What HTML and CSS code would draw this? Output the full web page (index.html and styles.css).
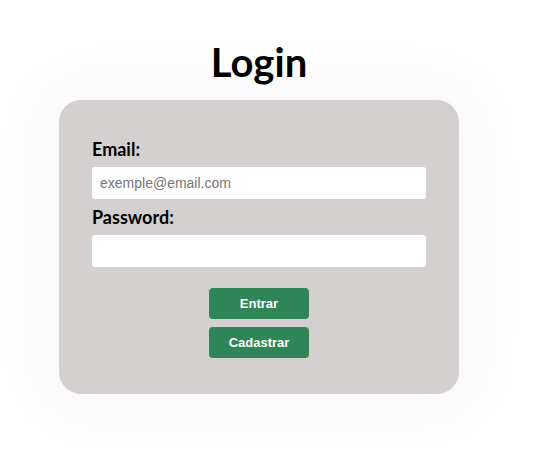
FILE: index.html
```html
<!DOCTYPE html>
<html lang="pt">
<head>
<meta charset="utf-8">
<title>Login</title>
<link rel="stylesheet" href="styles.css">
</head>
<body>
<main class="page">
  <h1 class="title">Login</h1>
  <form class="card">
    <label class="label" for="email">Email:</label>
    <input class="field" id="email" type="email" placeholder="exemple@email.com">
    <label class="label label-pass" for="password">Password:</label>
    <input class="field" id="password" type="password">
    <div class="actions">
      <button class="btn" type="button">Entrar</button>
      <button class="btn" type="button">Cadastrar</button>
    </div>
  </form>
</main>
</body>
</html>
```
FILE: styles.css
```css
html, body {
  margin: 0;
  padding: 0;
  background: #ffffff;
}

.page {
  display: flex;
  flex-direction: column;
  align-items: center;
  box-sizing: border-box;
  min-height: 453px;
  padding-top: 36px;
  width: 518px;
  font-family: "Lato", "Noto Sans", sans-serif;
}

.title {
  margin: 0 0 12px;
  font-size: 40px;
  line-height: 52px;
  font-weight: 700;
  color: #000;
}

.card {
  width: 400px;
  box-sizing: border-box;
  padding: 37px 33px 36px;
  background: #d4d0cf;
  border-radius: 22px;
  box-shadow: 0 0 60px 20px rgba(0, 0, 0, 0.035);
  display: flex;
  flex-direction: column;
}

.label {
  font-size: 18px;
  line-height: 24px;
  font-weight: 700;
  color: #000;
  margin-bottom: 6px;
}

.label-pass {
  margin-top: 6px;
}

.field {
  height: 32px;
  box-sizing: border-box;
  border: none;
  border-radius: 3px;
  background: #fff;
  padding: 0 8px;
  font-family: "Liberation Sans", Arial, sans-serif;
  font-size: 14px;
  color: #000;
  outline: none;
}

.field::placeholder {
  color: #757575;
}

.actions {
  display: flex;
  flex-direction: column;
  align-items: center;
  gap: 8px;
  margin-top: 21px;
}

.btn {
  width: 100px;
  height: 31px;
  border: none;
  border-radius: 4px;
  background: #2e8557;
  color: #fff;
  font-family: "Liberation Sans", Arial, sans-serif;
  font-size: 13px;
  font-weight: 700;
  cursor: pointer;
}
```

PROBLEM DESCRIPTION: Repeat the material verbatim. Do not carry over any picture.

RESULT OF THE EXERCISE:
What HTML and CSS code would draw this? Output the full web page (index.html and styles.css).
FILE: index.html
```html
<!DOCTYPE html>
<html lang="pt">
<head>
<meta charset="utf-8">
<title>Login</title>
<link rel="stylesheet" href="styles.css">
</head>
<body>
<main class="page">
  <h1 class="title">Login</h1>
  <form class="card">
    <label class="label" for="email">Email:</label>
    <input class="field" id="email" type="email" placeholder="exemple@email.com">
    <label class="label label-pass" for="password">Password:</label>
    <input class="field" id="password" type="password">
    <div class="actions">
      <button class="btn" type="button">Entrar</button>
      <button class="btn" type="button">Cadastrar</button>
    </div>
  </form>
</main>
</body>
</html>
```
FILE: styles.css
```css
html, body {
  margin: 0;
  padding: 0;
  background: #ffffff;
}

.page {
  display: flex;
  flex-direction: column;
  align-items: center;
  box-sizing: border-box;
  min-height: 453px;
  padding-top: 36px;
  width: 518px;
  font-family: "Lato", "Noto Sans", sans-serif;
}

.title {
  margin: 0 0 12px;
  font-size: 40px;
  line-height: 52px;
  font-weight: 700;
  color: #000;
}

.card {
  width: 400px;
  box-sizing: border-box;
  padding: 37px 33px 36px;
  background: #d4d0cf;
  border-radius: 22px;
  box-shadow: 0 0 60px 20px rgba(0, 0, 0, 0.035);
  display: flex;
  flex-direction: column;
}

.label {
  font-size: 18px;
  line-height: 24px;
  font-weight: 700;
  color: #000;
  margin-bottom: 6px;
}

.label-pass {
  margin-top: 6px;
}

.field {
  height: 32px;
  box-sizing: border-box;
  border: none;
  border-radius: 3px;
  background: #fff;
  padding: 0 8px;
  font-family: "Liberation Sans", Arial, sans-serif;
  font-size: 14px;
  color: #000;
  outline: none;
}

.field::placeholder {
  color: #757575;
}

.actions {
  display: flex;
  flex-direction: column;
  align-items: center;
  gap: 8px;
  margin-top: 21px;
}

.btn {
  width: 100px;
  height: 31px;
  border: none;
  border-radius: 4px;
  background: #2e8557;
  color: #fff;
  font-family: "Liberation Sans", Arial, sans-serif;
  font-size: 13px;
  font-weight: 700;
  cursor: pointer;
}
```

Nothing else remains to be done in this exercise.